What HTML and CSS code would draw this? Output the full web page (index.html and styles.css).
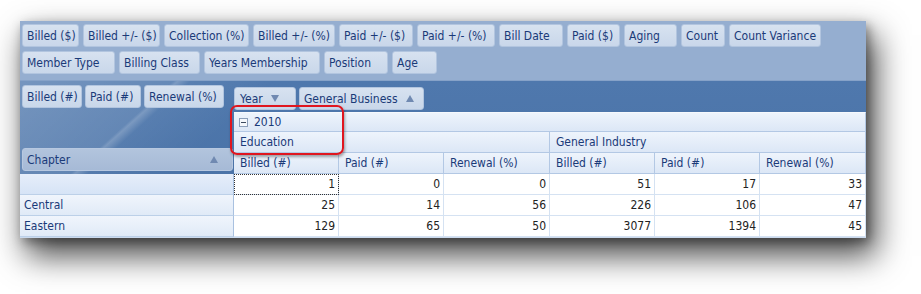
FILE: index.html
```html
<!DOCTYPE html>
<html>
    <head>
        <title>Membership pivot</title>
        <link rel="stylesheet" href="styles.css">
    </head>
    <body>

        <div class="page">
        <div class="pivot">
            <div class="filters">
                <div class="chips row-a">
                    <span class="chip">Billed ($)</span>
                    <span class="chip">Billed +/- ($)</span>
                    <span class="chip">Collection (%)</span>
                    <span class="chip">Billed +/- (%)</span>
                    <span class="chip">Paid +/- ($)</span>
                    <span class="chip">Paid +/- (%)</span>
                    <span class="chip">Bill Date</span>
                    <span class="chip">Paid ($)</span>
                    <span class="chip">Aging</span>
                    <span class="chip">Count</span>
                    <span class="chip">Count Variance</span>
                </div>
                <div class="chips row-b">
                    <span class="chip">Member Type</span>
                    <span class="chip">Billing Class</span>
                    <span class="chip">Years Membership</span>
                    <span class="chip">Position</span>
                    <span class="chip">Age</span>
                </div>
            </div>

            <div class="grid">
                <div class="chips data-fields">
                    <span class="chip">Billed (#)</span>
                    <span class="chip">Paid (#)</span>
                    <span class="chip">Renewal (%)</span>
                </div>
                <div class="chips col-fields">
                    <span class="chip">Year<i class="down"></i></span>
                    <span class="chip">General Business<i class="up"></i></span>
                </div>
                <div class="corner">
                    <span class="chip">Chapter<i class="up"></i></span>
                </div>

                <div class="hdr year">
                    <svg class="collapse" width="9" height="9" viewBox="0 0 9 9">
                        <rect x="0.5" y="0.5" width="8" height="8" fill="#f4f7fb" stroke="#8c9fba"/>
                        <path d="M2 4.5h5" stroke="#3c4a5e"/>
                    </svg>
                    2010
                </div>
                <div class="hdr group">Education</div>
                <div class="hdr group">General Industry</div>
                <div class="hdr measure">Billed (#)</div>
                <div class="hdr measure">Paid (#)</div>
                <div class="hdr measure">Renewal (%)</div>
                <div class="hdr measure">Billed (#)</div>
                <div class="hdr measure">Paid (#)</div>
                <div class="hdr measure">Renewal (%)</div>

                <div class="rowhdr current"></div>
                <div class="cell focus">1</div>
                <div class="cell">0</div>
                <div class="cell">0</div>
                <div class="cell">51</div>
                <div class="cell">17</div>
                <div class="cell">33</div>

                <div class="rowhdr">Central</div>
                <div class="cell">25</div>
                <div class="cell">14</div>
                <div class="cell">56</div>
                <div class="cell">226</div>
                <div class="cell">106</div>
                <div class="cell">47</div>

                <div class="rowhdr">Eastern</div>
                <div class="cell">129</div>
                <div class="cell">65</div>
                <div class="cell">50</div>
                <div class="cell">3077</div>
                <div class="cell">1394</div>
                <div class="cell">45</div>
            </div>

            <div class="callout"></div>
        </div>
        </div>

    </body>
</html>
```

FILE: styles.css
```css
body {
    margin: 0;
    background: #fff;
    color: #1a3a78;
    font-family: "DejaVu Sans Condensed", "DejaVu Sans", sans-serif;
    font-stretch: condensed;
    font-size: 12px;
}

.page {
    min-height: 294px;
    padding: 21px 0 0 20px;
    box-sizing: border-box;
}

.pivot {
    position: relative;
    width: 846px;
    background: #fff;
    box-shadow: 8px 16px 30px 2px rgba(0,0,0,.7), 3px 4px 10px rgba(0,0,0,.35);
}

/* filter area */
.filters {
    padding: 3px 2px 6px;
    background: #95aed0;
    border-bottom: 1px solid #86a2c8;
}
.chips {
    display: flex;
    gap: 4px;
}
.chips + .chips {
    margin-top: 4px;
}
.chip {
    display: flex;
    align-items: center;
    box-sizing: border-box;
    height: 23px;
    padding: 0 4px;
    border: 1px solid #b2c5df;
    border-radius: 3px;
    background: linear-gradient(#d7e2f0, #c9d7ea);
    white-space: nowrap;
    overflow: hidden;
}
.chip i {
    width: 0;
    height: 0;
    margin-left: 8px;
    border-left: 4px solid transparent;
    border-right: 4px solid transparent;
}
.chip i.down {
    border-top: 7px solid #7089b1;
}
.chip i.up {
    border-bottom: 7px solid #7089b1;
}

.row-a .chip:nth-child(1) { width: 57px; }
.row-a .chip:nth-child(2) { width: 77px; }
.row-a .chip:nth-child(3) { width: 85px; }
.row-a .chip:nth-child(4) { width: 82px; }
.row-a .chip:nth-child(5) { width: 74px; }
.row-a .chip:nth-child(6) { width: 78px; }
.row-a .chip:nth-child(7) { width: 64px; }
.row-a .chip:nth-child(8) { width: 53px; }
.row-a .chip:nth-child(9) { width: 53px; }
.row-a .chip:nth-child(10) { width: 44px; }
.row-a .chip:nth-child(11) { width: 92px; }

.row-b .chip:nth-child(1) { width: 93px; }
.row-b .chip:nth-child(2) { width: 81px; }
.row-b .chip:nth-child(3) { width: 116px; }
.row-b .chip:nth-child(4) { width: 64px; }
.row-b .chip:nth-child(5) { width: 45px; }

/* pivot body */
.grid {
    display: grid;
    grid-template-columns: 214px 105px 105px 106px 105px 105px 106px;
    grid-template-rows: 31px 20px 21px 21px 21px 21px 21px;
    border-bottom: 1px solid #cbdaee;
    background:
        linear-gradient(138deg, rgba(255,255,255,.22) 0, rgba(255,255,255,.13) 36%, rgba(255,255,255,.26) 37%, rgba(255,255,255,.06) 40%, transparent 60%) 0 0 / 260px 150px no-repeat,
        linear-gradient(#4f78ad, #4870a4);
}
.data-fields {
    grid-row: 1;
    grid-column: 1;
    align-self: center;
    gap: 3px;
    padding-left: 2px;
}
.data-fields .chip:nth-child(1) { width: 60px; }
.data-fields .chip:nth-child(2) { width: 56px; }
.data-fields .chip:nth-child(3) { width: 80px; }

.col-fields {
    grid-row: 1;
    grid-column: 2 / 8;
    align-self: center;
    gap: 3px;
}
.col-fields .chip:nth-child(1) { width: 62px; padding-left: 5px; }
.col-fields .chip:nth-child(2) { width: 125px; }

.corner {
    grid-row: 2 / 5;
    grid-column: 1;
    display: flex;
    align-items: flex-end;
    padding: 0 1px 3px 2px;
}
.corner .chip {
    flex: 1;
    justify-content: space-between;
    padding-right: 14px;
    border-color: #b7c8e0;
    background: linear-gradient(#b2c4dd, #a6bad6);
}

.hdr {
    display: flex;
    align-items: center;
    padding-left: 6px;
    background: linear-gradient(#eef4fc, #dce7f6);
    border-right: 1px solid #b3c8e4;
    border-bottom: 1px solid #b3c8e4;
    white-space: nowrap;
}
.year {
    grid-row: 2;
    grid-column: 2 / 8;
    padding-left: 5px;
    border-top: 1px solid #f6f9fd;
}
.collapse {
    margin-right: 6px;
}
.group {
    grid-row: 3;
    grid-column: span 3;
}
.measure {
    grid-row: 4;
}

.rowhdr {
    display: flex;
    align-items: center;
    padding-left: 4px;
    background: linear-gradient(#f0f5fc, #e0eaf7);
    border-right: 1px solid #a9c1e0;
    border-bottom: 1px solid #bcd0e8;
}
.rowhdr.current {
    background: linear-gradient(#e6eefa, #d6e4f6);
}
.cell {
    display: flex;
    align-items: center;
    justify-content: flex-end;
    padding-right: 3px;
    background: #fff;
    border-right: 1px solid #d5e2f2;
    border-bottom: 1px solid #d5e2f2;
    color: #222;
}
.focus {
    outline: 1px dotted #333;
    outline-offset: -1px;
}

/* annotation */
.callout {
    position: absolute;
    left: 210px;
    top: 84px;
    width: 114px;
    height: 50px;
    box-sizing: border-box;
    border: 2px solid #e0161f;
    border-radius: 7px;
    box-shadow: 1px 2px 3px rgba(0,0,0,.35);
}
```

++++

THE EXERCISE: Go through the lines above. Select every one that has the string "page".

EXPECTED OUTPUT:
What HTML and CSS code would draw this? Output the full web page (index.html and styles.css).
        <div class="page">
.page {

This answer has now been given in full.